# WRITTEN PROBLEM
Copy out lines with the word "React" from the material that follows.

# MATERIAL

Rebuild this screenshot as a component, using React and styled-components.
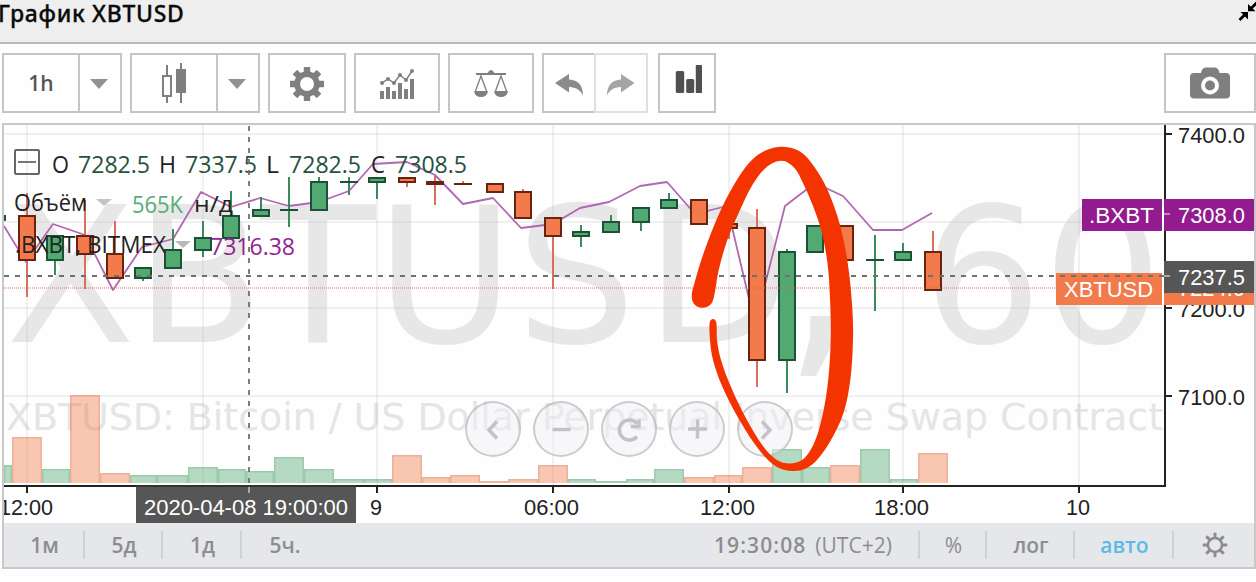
import React from 'react';
import styled, { createGlobalStyle } from 'styled-components';

const GlobalStyle = createGlobalStyle`
  * { box-sizing: border-box; }
  body { margin: 0; background: #fefefe; overflow: hidden; }
  button { font: inherit; padding: 0; margin: 0; background: none; border: 0; }
`;

const UI_FONT = '"Open Sans", "Noto Sans", sans-serif';
const AXIS_FONT = '"Liberation Sans", Arial, sans-serif';
const MARK_FONT = '"DejaVu Sans", Verdana, sans-serif';

const Page = styled.div`
  width: 1256px;
  height: 582px;
  display: flex;
  flex-direction: column;
  overflow: hidden;
  font-family: ${UI_FONT};
`;

const Header = styled.header`
  height: 44px;
  flex: none;
  display: flex;
  justify-content: space-between;
  background: #eee;
  border-bottom: 2px solid #b9b9b9;
`;

const Title = styled.h1`
  margin: 0 0 0 -2px;
  font: 500 23px/27px "Noto Sans", sans-serif;
  letter-spacing: 0.65px;
  color: #0b0b0b;
  -webkit-text-stroke: 0.3px #0b0b0b;
  white-space: nowrap;
`;

const Toolbar = styled.div`
  height: 79px;
  flex: none;
  display: flex;
  align-items: flex-start;
  gap: 8px;
  padding: 9px 0 0 2px;
`;

const Group = styled.div`
  display: flex;
  margin-left: ${(p) => p.$push || '0'};
`;

const ToolButton = styled.button`
  width: ${(p) => p.$w}px;
  height: 60px;
  display: flex;
  align-items: center;
  justify-content: center;
  border: 2px solid ${(p) => (p.$dim ? '#dedfe1' : '#c5c5c5')};
  color: ${(p) => (p.$dim ? '#a6a6a6' : '#7f7f7f')};
  & + & { margin-left: -2px; }
  svg { display: block; }
`;

const Interval = styled.span`
  font-size: 21px;
  font-weight: 600;
  line-height: 30px;
  color: #555;
`;

const Frame = styled.section`
  height: 446px;
  flex: none;
  margin-left: 2px;
  display: flex;
  flex-direction: column;
  border: 2px solid #c8c8c8;
`;

const ChartArea = styled.div`
  position: relative;
  height: 398px;
  flex: none;
  svg { display: block; }
`;

const Controls = styled.nav`
  position: absolute;
  left: 461px;
  top: 276px;
  display: flex;
  gap: 12px;
`;

const RoundButton = styled.button`
  width: 56px;
  height: 56px;
  border-radius: 50%;
  border: 2px solid rgba(150, 150, 155, 0.45);
  background: rgba(240, 240, 245, 0.5);
`;

const Annotation = styled.svg`
  position: absolute;
  inset: 0;
  pointer-events: none;
`;

const Footer = styled.footer`
  height: 44px;
  flex: none;
  display: flex;
  align-items: center;
  background: #e6e7eb;
  color: #8d8d90;
  font-size: 21px;
  line-height: 28px;
`;

const Cell = styled.span`
  width: ${(p) => p.$w}px;
  height: 28px;
  display: flex;
  align-items: center;
  justify-content: center;
  padding-left: 2px;
  font-weight: ${(p) => p.$weight || 600};
  color: ${(p) => (p.$active ? '#5bbae6' : 'inherit')};
  border-left: ${(p) => (p.$first ? '0' : '2px solid #cdd1d9')};
`;

const Clock = styled.span`
  margin-left: auto;
  width: 204px;
  display: flex;
  gap: 9px;
  white-space: nowrap;
  strong { font-weight: 600; letter-spacing: 1.1px; }
`;

const CANDLES = [
  [27, 'r', 215, 261, 193, 297], [55, 'g', 235, 261, 235, 275], [85, 'r', 235, 255, 200, 289],
  [115, 'r', 253, 279, 221, 279], [143, 'g', 267, 279, 267, 281], [173, 'g', 249, 269, 229, 269],
  [203, 'g', 237, 251, 221, 257], [231, 'g', 215, 239, 191, 239], [261, 'g', 209, 217, 197, 217],
  [289, 'g', 209, 211, 177, 227], [319, 'g', 181, 211, 177, 211], [349, 'g', 181, 183, 177, 195],
  [377, 'g', 177, 183, 177, 199], [407, 'r', 177, 183, 177, 187], [435, 'r', 181, 185, 176, 205],
  [463, 'r', 183, 185, 181, 185], [495, 'r', 183, 193, 183, 193], [523, 'r', 191, 219, 189, 219],
  [553, 'r', 217, 237, 217, 289], [581, 'g', 231, 237, 225, 247], [611, 'g', 221, 233, 215, 233],
  [641, 'g', 207, 223, 207, 231], [669, 'g', 199, 209, 193, 209], [699, 'r', 199, 225, 199, 225],
  [729, 'r', 223, 229, 223, 239], [757, 'r', 227, 361, 209, 387], [787, 'g', 251, 361, 249, 393],
  [815, 'g', 225, 253, 225, 253], [845, 'r', 225, 261, 225, 261], [875, 'g', 259, 261, 235, 311],
  [903, 'g', 251, 261, 243, 261], [933, 'r', 251, 291, 231, 291],
];

const VOLUMES = [
  [4, 12, 465, 'g'], [12, 42, 437, 'r'], [42, 70, 469, 'g'], [70, 100, 395, 'r'], [100, 130, 473, 'r'],
  [130, 157, 475, 'g'], [157, 188, 475, 'g'], [188, 218, 467, 'g'], [218, 246, 469, 'g'], [246, 274, 471, 'g'],
  [274, 304, 457, 'g'], [304, 334, 469, 'g'], [334, 364, 479, 'g'], [364, 392, 479, 'g'], [392, 422, 455, 'r'],
  [422, 450, 477, 'r'], [450, 480, 475, 'r'], [480, 508, 481, 'r'], [508, 538, 479, 'r'], [538, 568, 465, 'r'],
  [568, 596, 479, 'g'], [596, 626, 481, 'g'], [626, 654, 479, 'g'], [654, 684, 469, 'g'], [684, 714, 477, 'r'],
  [714, 742, 475, 'r'], [742, 772, 467, 'r'], [772, 802, 449, 'g'], [802, 830, 467, 'g'], [830, 860, 465, 'r'],
  [860, 890, 449, 'g'], [890, 918, 479, 'g'], [918, 948, 453, 'r'],
];

const INDEX_LINE =
  '4,226 26,262 53,224 85,235 113,290 142,247 173,239 201,192 231,207 260,198 289,206 319,202 349,191 373,164 407,162 435,175 463,204 493,198 521,228 553,224 580,208 609,202 640,186 667,182 695,214 727,206 755,324 785,206 815,183 843,196 873,230 902,230 932,213';

const RING = [
  [702.7, 307.8], [695, 305], [691.7, 297], [694.5, 283], [704, 252], [721.7, 208], [740, 175], [754, 158], [768, 149.5], [783, 146.800], [800, 151.5],
  [813, 165], [826.7, 188], [840, 225], [848, 265], [852.3, 308], [853, 340], [850.3, 380], [843.5, 413],
  [831, 440], [817, 460], [806, 468.5], [793, 471], [777, 467], [760, 451], [740, 421], [722.5, 387],
  [713, 360], [710, 340], [709.8, 322], [713, 319], [716.2, 322], [717, 340], [721, 360], [731, 387], [747, 420],
  [763, 446], [777, 460], [791, 463.5], [804, 458.5], [815, 441], [823, 413], [828.2, 380], [830.7, 340],
  [830.2, 303], [827.7, 265], [821.7, 232], [813, 206], [803, 183], [794, 167.5], [781.7, 160.7], [766.7, 167],
  [753, 184], [740, 210], [727, 241], [718.500, 271], [713.900, 297], [710.300, 304.800],
];

function smoothClosed(pts) {
  const n = pts.length;
  let d = `M${pts[0]}`;
  for (let i = 0; i < n; i++) {
    const a = pts[(i - 1 + n) % n], b = pts[i], c = pts[(i + 1) % n], e = pts[(i + 2) % n];
    const len = Math.hypot(c[0] - b[0], c[1] - b[1]);
    const handle = (from, to) => {
      const span = Math.hypot(to[0] - from[0], to[1] - from[1]);
      return [((to[0] - from[0]) / span) * (len / 3), ((to[1] - from[1]) / span) * (len / 3)];
    };
    const h1 = handle(a, c);
    const h2 = handle(b, e);
    d += `C${b[0] + h1[0]},${b[1] + h1[1]} ${c[0] - h2[0]},${c[1] - h2[1]} ${c}`;
  }
  return d + 'Z';
}

const Label = ({ x, y, w, size = 22, fill = '#222', font = AXIS_FONT, children, ...rest }) => (
  <text x={x} y={y} textLength={w} lengthAdjust="spacingAndGlyphs" fontSize={size} fill={fill} fontFamily={font} {...rest}>
    {children}
  </text>
);

const Candle = ({ data: [x, kind, top, bottom, high, low] }) => {
  const up = kind === 'g';
  const edge = up ? '#1b5136' : '#6a230f';
  return (
    <g>
      <rect x={x - 1} y={high} width="2" height={low - high} fill={up ? '#3a8a5c' : '#d8705d'} />
      <rect x={x - 9} y={top} width="18" height={bottom - top} fill={edge} />
      {bottom - top > 4 && (
        <rect x={x - 7} y={top + 2} width="14" height={bottom - top - 4} fill={up ? '#52a971' : '#f37a4b'} />
      )}
    </g>
  );
};

const Volume = ({ data: [a, b, top, kind] }) => {
  const color = kind === 'g' ? '82,169,113' : '243,122,75';
  return (
    <g>
      <rect x={a} y={top} width={b - a} height={483 - top} fill={`rgba(${color},0.42)`} />
      <path d={`M${a + 0.75},483V${top + 0.75}H${b - 0.75}V483`} fill="none" stroke={kind === 'g' ? '#69a683' : '#cf8667'} strokeOpacity="0.32" strokeWidth="1.5" />
    </g>
  );
};

function Chart() {
  return (
    <svg width="1250" height="398" viewBox="4 125 1250 398">
      <text y="342" fontSize="189" fill="#e7e7e7" fontFamily={MARK_FONT}>
        <tspan x="6 134.5 260 376 516 645">XBTUSD</tspan>
        <tspan x="781" y="347" fontSize="250">,</tspan>
        <tspan x="922 1042.5" y="342">60</tspan>
      </text>
      <Label x="6" y="430" w="1157" size="37" fill="#e5e5e5" font={MARK_FONT}>XBTUSD: Bitcoin / US Dollar Perpetual Inverse Swap Contract</Label>
      <g fill="#b4b4b8" fillOpacity="0.18">
        {[27, 203, 377, 553, 729, 903, 1079].map((x) => <rect key={x} x={x - 1} y="125" width="2" height="360" />)}
        {[133, 221, 307, 395].map((y) => <rect key={y} x="4" y={y} width="1160" height="2" />)}
      </g>
      {VOLUMES.map((v) => <Volume key={v[0]} data={v} />)}
      <polyline points={INDEX_LINE} fill="none" stroke="#b267b2" strokeWidth="1.8" strokeLinejoin="round" />
      <rect x="4" y="215" width="2" height="6" fill="#1b5136" />
      {CANDLES.map((c) => <Candle key={c[0]} data={c} />)}
      <path d="M4,288H1056" stroke="#e2604a" strokeOpacity="0.6" strokeWidth="1.6" strokeDasharray="1 1" />

      <g fill="none" strokeWidth="2">
        <rect x="15" y="150" width="24" height="24" rx="1" stroke="#666" />
        <path d="M18,162H36" stroke="#777" />
      </g>
      <g>
        <Label x="52" y="172.5" w="17" size="23.5" font={UI_FONT}>O</Label>
        <Label x="78" y="172.5" w="72" size="23.5" fill="#24533b" font={UI_FONT}>7282.5</Label>
        <Label x="159" y="172.5" w="17" size="23.5" font={UI_FONT}>H</Label>
        <Label x="185" y="172.5" w="72" size="23.5" fill="#24533b" font={UI_FONT}>7337.5</Label>
        <Label x="266" y="172.5" w="13" size="23.5" font={UI_FONT}>L</Label>
        <Label x="289" y="172.5" w="72" size="23.5" fill="#24533b" font={UI_FONT}>7282.5</Label>
        <Label x="371" y="172.5" w="14" size="23.5" font={UI_FONT}>C</Label>
        <Label x="395" y="172.5" w="72" size="23.5" fill="#24533b" font={UI_FONT}>7308.5</Label>
        <Label x="14" y="211" w="73" size="23" font={UI_FONT}>Объём</Label>
        <path d="M96,199H112L104,206Z" fill="#c4c4c4" />
        <Label x="132" y="212.5" w="51" size="23.5" fill="#58ad79" font={UI_FONT}>565K</Label>
        <Label x="194" y="212" w="39" size="22.5" font={UI_FONT}>н/д</Label>
        <Label x="15" y="253" w="151" size="23" font={UI_FONT}>.BXBT, BITMEX</Label>
        <path d="M175,241H191L183,248Z" fill="#b9b9b9" />
        <Label x="210" y="254.5" w="85" size="23.5" fill="#922492" font={UI_FONT}>7316.38</Label>
      </g>

      <g fill="#222">
        <rect x="1164" y="125" width="2" height="362" />
        <rect x="4" y="485" width="1162" height="2" />
        {[27, 377, 553, 729, 903, 1079].map((x) => <rect key={x} x={x - 1} y="487" width="2" height="6" />)}
        {[133, 307, 395].map((y) => <rect key={y} x="1166" y={y} width="6" height="2" />)}
      </g>
      <Label x="1178" y="142.5" w="67">7400.0</Label>
      <Label x="1178" y="317" w="67">7200.0</Label>
      <Label x="1178" y="405" w="67">7100.0</Label>
      <Label x="-1" y="515" w="54">12:00</Label>
      <Label x="370" y="515" w="12">9</Label>
      <Label x="524" y="515" w="55">06:00</Label>
      <Label x="700" y="515" w="55">12:00</Label>
      <Label x="874" y="515" w="55">18:00</Label>
      <Label x="1066" y="515" w="24">10</Label>

      <rect x="1082" y="199" width="80" height="32" fill="#921b8f" />
      <rect x="1162" y="199" width="2" height="32" fill="#fff" />
      <rect x="1164" y="199" width="90" height="32" fill="#921b8f" />
      <rect x="1164" y="213" width="6" height="2" fill="#c483c2" />
      <Label x="1089" y="222.5" w="65" fill="#fff">.BXBT</Label>
      <Label x="1178" y="222.5" w="67" fill="#fff">7308.0</Label>

      <rect x="1056" y="273" width="106" height="32" fill="#f37a4b" />
      <rect x="1162" y="261" width="2" height="44" fill="#fff" />
      <rect x="1164" y="273" width="90" height="32" fill="#f37a4b" />
      <Label x="1064" y="296.5" w="89" fill="#fff">XBTUSD</Label>
      <Label x="1178" y="296" w="67" fill="#fff">7224.0</Label>

      <g fill="none" stroke="#6f706f" strokeWidth="1.8" strokeDasharray="5 6">
        <path d="M4,276H1164" />
        <path d="M249,126V484" />
      </g>
      <rect x="1164" y="261" width="90" height="32" fill="#565656" />
      <rect x="1164" y="275" width="6" height="2" fill="#aaa" />
      <Label x="1178" y="284.5" w="67" fill="#fff">7237.5</Label>
      <rect x="136" y="485" width="220" height="38" fill="#565656" />
      <rect x="136" y="485" width="220" height="2" fill="#333" />
      <rect x="248" y="487" width="2" height="6" fill="#aaa" />
      <Label x="144" y="515" w="204" fill="#fff">2020-04-08 19:00:00</Label>
    </svg>
  );
}

const CONTROL_ICONS = [
  ['Назад', 'M30,18.5L22,27L30,35.5'],
  ['Уменьшить', 'M17.5,26.5H35.5'],
  ['Сбросить', 'M34,20.5A10,10 0 1 0 34,33.5M28,23.5H36V16.5'],
  ['Увеличить', 'M17,26H36M26.5,16.5V35.5'],
  ['Вперёд', 'M23,18.5L31,27L23,35.5'],
];

const Arrow = () => (
  <svg width="20" height="14" viewBox="0 0 20 14"><path d="M0,3H18L9,13Z" fill="#929292" /></svg>
);

const Gear = ({ size, inner, outer, hole, tooth, dy = 0 }) => (
  <svg width={size} height={size} viewBox={`-18 ${-18 - dy} 36 36`}>
    <g fill="currentColor">
      {[0, 45, 90, 135].map((a) => (
        <rect key={a} x={-tooth / 2} y={-outer} width={tooth} height={outer * 2} rx="0.6" transform={`rotate(${a})`} />
      ))}
      <circle r={inner} />
    </g>
    <circle r={hole} fill={size > 30 ? '#fefefe' : '#e6e7eb'} />
  </svg>
);

export default function App() {
  return (
    <Page>
      <GlobalStyle />
      <Header>
        <Title>График XBTUSD</Title>
        <svg width="18" height="24" viewBox="1238 0 18 24">
          <path d="M1248,4V11.3H1255.5ZM1240.5,12H1248V19.5Z" fill="#000" />
          <path d="M1257,2.5L1250,9.5M1239.5,20L1246,13.5" stroke="#000" strokeWidth="2.8" />
        </svg>
      </Header>
      <Toolbar>
        <Group>
          <ToolButton $w={78}><Interval>1h</Interval></ToolButton>
          <ToolButton $w={44}><Arrow /></ToolButton>
        </Group>
        <Group>
          <ToolButton $w={88}>
            <svg width="26" height="42" viewBox="161 62 26 42">
              <path d="M163,76H171V96H163ZM167,65V76M167,96V103M181,63V103" fill="none" stroke="#7f7f7f" strokeWidth="2" />
              <rect x="176" y="69" width="10" height="24" fill="#7f7f7f" />
            </svg>
          </ToolButton>
          <ToolButton $w={44}><Arrow /></ToolButton>
        </Group>
        <ToolButton $w={78}><Gear size={36} inner={12.8} outer={17} hole={7} tooth={6.4} dy={1} /></ToolButton>
        <Group>
          <ToolButton $w={86}>
            <svg width="36" height="32" viewBox="379 67 36 32">
              <path d="M380,99V91H384V99ZM386,99V87H390V99ZM392,99V91H396V99ZM398,99V83H402V99ZM404,99V89H408V99ZM410,99V79H414V99Z" fill="#7f7f7f" />
              <path d="M382,83L388,79L394,83L400,75L406,80L412,71" fill="none" stroke="#7f7f7f" strokeWidth="1.5" />
              {[[382, 83], [388, 79], [394, 83], [400, 75], [406, 80], [412, 71]].map(([x, y]) => <circle key={x} cx={x} cy={y} r="2" fill="#7f7f7f" />)}
            </svg>
          </ToolButton>
        </Group>
        <Group>
          <ToolButton $w={86}>
            <svg width="36" height="30" viewBox="473 68 36 30">
              <path d="M476,73H487.5Q491,67 494.5,73H506V75H476Z" fill="#7f7f7f" />
              <path d="M475.5,91L481,76L486.5,91M495.5,91L501,76L506.5,91" fill="none" stroke="#7f7f7f" strokeWidth="1.3" />
              <path d="M474,91H488Q487,97 481,97Q475,97 474,91ZM494,91H508Q507,97 501,97Q495,97 494,91Z" fill="#7f7f7f" />
            </svg>
          </ToolButton>
        </Group>
        <Group>
          <ToolButton $w={54}>
            <svg width="30" height="26" viewBox="554 70 30 26"><path d="M555,83L569,74V79.5C578,80 583,85 583,95.5C580.5,90 576,87.3 569,87V92.5Z" fill="#8a8b8c" /></svg>
          </ToolButton>
          <ToolButton $w={54} $dim>
            <svg width="30" height="26" viewBox="606 70 30 26"><path d="M634.5,83L621,74V79.5C612,80 607,85 607,95.5C609.5,90 614,87.3 621,87V92.5Z" fill="#a5a5a5" /></svg>
          </ToolButton>
        </Group>
        <Group $push="2px">
          <ToolButton $w={58}>
            <svg width="32" height="36" viewBox="671 65 32 36">
              <rect x="675.8" y="71" width="8.4" height="22" rx="1.5" fill="#4e5052" />
              <rect x="686.2" y="79" width="8" height="14" rx="1.5" fill="#4e5052" />
              <rect x="695.8" y="65" width="6.2" height="28" rx="0.5" fill="#4e5052" />
            </svg>
          </ToolButton>
        </Group>
        <Group $push="auto">
          <ToolButton $w={92}>
            <svg width="40" height="32" viewBox="1190 67 40 32">
              <path d="M1194,73H1201Q1202,67.5 1206,67.5H1214.5Q1218.5,67.5 1219.5,73H1226Q1230,73 1230,77V94.5Q1230,98.500 1226,98.500H1194Q1190,98.500 1190,94.500V77Q1190,73 1194,73Z" fill="#7f7f7f" />
              <circle cx="1210" cy="85.5" r="7" fill="#7f7f7f" stroke="#fefefe" strokeWidth="4" />
            </svg>
          </ToolButton>
        </Group>
      </Toolbar>
      <Frame>
        <ChartArea>
          <Chart />
          <Controls>
            {CONTROL_ICONS.map(([name, d]) => (
              <RoundButton key={name} aria-label={name}>
                <svg width="52" height="52" viewBox="0 0 52 52"><path d={d} fill="none" stroke="#c3c3c7" strokeWidth="3.5" /></svg>
              </RoundButton>
            ))}
          </Controls>
          <Annotation width="1250" height="398" viewBox="4 125 1250 398">
            <path d={smoothClosed(RING)} fill="#f43400" />
          </Annotation>
        </ChartArea>
        <Footer>
          <Cell $w={79} $first>1м</Cell>
          <Cell $w={78}>5д</Cell>
          <Cell $w={79}>1д</Cell>
          <Cell $w={86}>5ч.</Cell>
          <Clock><strong>19:30:08</strong><span>(UTC+2)</span></Clock>
          <Cell $w={67} $weight={400}>%</Cell>
          <Cell $w={88}>лог</Cell>
          <Cell $w={99} $active>авто</Cell>
          <Cell $w={82}><Gear size={26} inner={11.5} outer={17} hole={8} tooth={4} /></Cell>
        </Footer>
      </Frame>
    </Page>
  );
}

# ANSWER FOR THE TASK
Rebuild this screenshot as a component, using React and styled-components.
import React from 'react';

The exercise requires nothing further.